Tanta cháchara viene a que todos los lunes veo a doña Espe a la salida de la peluquería. Rodeada de gorilas entra a la pelu más cara de la zona (después dice que no le alcanza su salario) y sale con ese airecillo sonriente. Entonces me entran ganas de decirle las cosas que voy rumiando cada día, pero me las guardo porque todavía no hemos llegado al nivel de resolver las cosas a gritos y a insultos. Al menos no nosotros.
Veremos qué pasa cuando inauguren el campo de golf. Igual cambio de idea.

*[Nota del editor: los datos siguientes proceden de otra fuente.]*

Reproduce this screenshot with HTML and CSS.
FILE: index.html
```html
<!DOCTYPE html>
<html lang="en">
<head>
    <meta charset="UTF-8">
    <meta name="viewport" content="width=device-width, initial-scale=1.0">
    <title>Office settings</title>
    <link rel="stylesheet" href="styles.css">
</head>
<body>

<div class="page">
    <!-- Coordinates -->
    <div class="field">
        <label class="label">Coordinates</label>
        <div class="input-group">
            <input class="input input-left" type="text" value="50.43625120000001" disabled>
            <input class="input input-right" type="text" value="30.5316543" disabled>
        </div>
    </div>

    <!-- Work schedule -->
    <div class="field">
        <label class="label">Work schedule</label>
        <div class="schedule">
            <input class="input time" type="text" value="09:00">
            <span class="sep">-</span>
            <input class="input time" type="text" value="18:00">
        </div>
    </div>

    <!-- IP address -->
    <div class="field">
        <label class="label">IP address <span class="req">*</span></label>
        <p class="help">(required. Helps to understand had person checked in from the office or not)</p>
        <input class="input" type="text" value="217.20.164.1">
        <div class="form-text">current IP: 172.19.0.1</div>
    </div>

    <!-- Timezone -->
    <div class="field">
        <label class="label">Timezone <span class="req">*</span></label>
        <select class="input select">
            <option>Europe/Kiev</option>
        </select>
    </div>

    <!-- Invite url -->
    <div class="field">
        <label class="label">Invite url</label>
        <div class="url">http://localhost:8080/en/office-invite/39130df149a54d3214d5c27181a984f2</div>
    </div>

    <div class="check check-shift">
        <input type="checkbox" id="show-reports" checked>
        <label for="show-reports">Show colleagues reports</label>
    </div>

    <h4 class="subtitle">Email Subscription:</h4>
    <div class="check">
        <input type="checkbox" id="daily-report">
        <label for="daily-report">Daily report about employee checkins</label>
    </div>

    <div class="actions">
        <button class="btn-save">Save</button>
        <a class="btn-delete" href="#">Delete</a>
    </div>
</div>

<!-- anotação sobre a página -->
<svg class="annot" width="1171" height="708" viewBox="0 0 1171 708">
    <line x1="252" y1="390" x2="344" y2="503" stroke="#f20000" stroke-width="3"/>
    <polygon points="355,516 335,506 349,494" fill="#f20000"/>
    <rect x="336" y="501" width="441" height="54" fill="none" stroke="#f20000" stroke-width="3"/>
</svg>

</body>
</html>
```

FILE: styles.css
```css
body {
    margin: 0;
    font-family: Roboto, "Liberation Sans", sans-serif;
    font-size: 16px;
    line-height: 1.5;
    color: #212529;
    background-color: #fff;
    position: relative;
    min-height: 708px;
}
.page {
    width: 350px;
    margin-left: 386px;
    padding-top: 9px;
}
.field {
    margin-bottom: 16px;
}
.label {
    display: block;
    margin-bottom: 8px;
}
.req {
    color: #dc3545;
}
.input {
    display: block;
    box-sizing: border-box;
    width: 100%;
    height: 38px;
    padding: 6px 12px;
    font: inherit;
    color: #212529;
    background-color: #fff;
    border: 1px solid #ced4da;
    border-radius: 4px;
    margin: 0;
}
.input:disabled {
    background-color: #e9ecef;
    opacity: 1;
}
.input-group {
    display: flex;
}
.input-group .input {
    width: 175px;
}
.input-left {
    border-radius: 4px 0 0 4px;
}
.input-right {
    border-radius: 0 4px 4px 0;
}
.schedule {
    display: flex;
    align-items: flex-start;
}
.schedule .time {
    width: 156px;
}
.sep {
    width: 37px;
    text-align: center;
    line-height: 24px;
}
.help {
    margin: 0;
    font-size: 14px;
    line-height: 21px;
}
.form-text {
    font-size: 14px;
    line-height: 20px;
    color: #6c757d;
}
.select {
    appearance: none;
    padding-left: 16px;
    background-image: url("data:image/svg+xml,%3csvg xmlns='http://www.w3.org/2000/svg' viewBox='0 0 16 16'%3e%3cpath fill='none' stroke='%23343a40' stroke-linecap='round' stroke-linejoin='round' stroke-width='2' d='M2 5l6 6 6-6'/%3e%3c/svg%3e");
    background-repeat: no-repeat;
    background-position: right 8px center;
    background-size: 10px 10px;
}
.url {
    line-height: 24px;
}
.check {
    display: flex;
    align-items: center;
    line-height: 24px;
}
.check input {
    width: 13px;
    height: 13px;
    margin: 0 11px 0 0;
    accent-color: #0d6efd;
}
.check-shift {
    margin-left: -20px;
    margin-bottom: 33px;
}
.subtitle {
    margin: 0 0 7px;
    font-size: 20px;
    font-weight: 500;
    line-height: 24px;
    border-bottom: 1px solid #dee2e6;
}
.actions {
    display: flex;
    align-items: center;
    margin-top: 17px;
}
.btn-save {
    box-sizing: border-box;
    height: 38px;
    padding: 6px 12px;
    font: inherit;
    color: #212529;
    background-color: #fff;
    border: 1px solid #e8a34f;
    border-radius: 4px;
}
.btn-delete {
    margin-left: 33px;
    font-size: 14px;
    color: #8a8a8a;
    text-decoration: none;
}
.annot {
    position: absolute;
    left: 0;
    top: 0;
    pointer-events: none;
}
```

Cuando no tienes dónde escapar haces de tu barrio, tu territorio, tu pueblo. Tu calle es la avenida central, la iglesia tu catedral y hasta tienes ayuntamiento sin alcalde. Conoces al dedillo qué calle es la paralela a ésta, a la otra y a la de más allá, cuál la perpendicular y cuál la avenida más próxima. Qué bocas de metro te rodean y qué autobuses te circundan. Cuál es tu farmacia preferida y tu panadería recomendada. Eres capaz de saludar al frutero por su nombre y preguntarle al carnicero si su mujer salió bien de la operación. Gastas las tardes veraniegas en la piscina más cercana y tienes amigos que sólo encontrarás allí el próximo año con un frasco de protector solar en la mano. Vas a la gimnasia que te proporciona a precio módico la comunidad en algún centro deportivo. Los fines de semana llevas a tus hijos/as al parque más cercano y a veces te aventuras a salir al pueblo de al lado, que seguramente será otro barrio. Qué barata te sale la felicidad.
Cuando llegué a Madrid, la casualidad o el destino me regalaron un pedazo de pueblo llamado Chamberí. Mi calle de hermoso nombre me espera cuando salgo y me regala cada día un poco de la permancia de saber que siempre estará allí. Extiendo mi mano y puedo tocar con los dedos el colegio de mis hijas, la escuela oficial de idiomas, la piscina con sus gatos, el arbolado del oeste y los parques. En uno de ellos aprendió a caminar una de mis hijas y con ella, imagino, miles de niños que también aprendieron que la tierra se trasforma en otra cosa cuando la mezclas con agua, que montar en bicicleta es un problema de equilibrio y que el jazmín torcido de la entrada aguanta a más de un niño/a en sus brazos.
Ese parque se llama Santander y siempre fue el oasis de la infancia en un territorio rodeado de cemento. Un día, al gracioso presidente de la comunidad de entonces se le ocurrió la idea de ampliarlo y, no puedo negarlo, nos alegró a todos, porque ello implicaba incluir el helipuerto y agrandar considerablemente las fronteras de lo socialmente útil. Pero en alguna parte, este proyecto se torció y ahora nos van a poner un campo de golf. No uno grande, sino ese tipo de golfillo que hace que las personas que lo practiquen se diviertan tirando pelotas muertas. Nada de estanque, ni de zonas arboladas, el césped será de plástico y seguiremos sin tener dónde pasear en bicicleta. La historia de otra oportunidad perdida.
Tanta cháchara viene a que todos los lunes veo a doña Espe a la salida de la peluquería. Rodeada de gorilas entra a la pelu más cara de la zona (después dice que no le alcanza su salario) y sale con ese airecillo sonriente. Entonces me entran ganas de decirle las cosas que voy rumiando cada día, pero me las guardo porque todavía no hemos llegado al nivel de resolver las cosas a gritos y a insultos. Al menos no nosotros.
Veremos qué pasa cuando inauguren el campo de golf. Igual cambio de idea.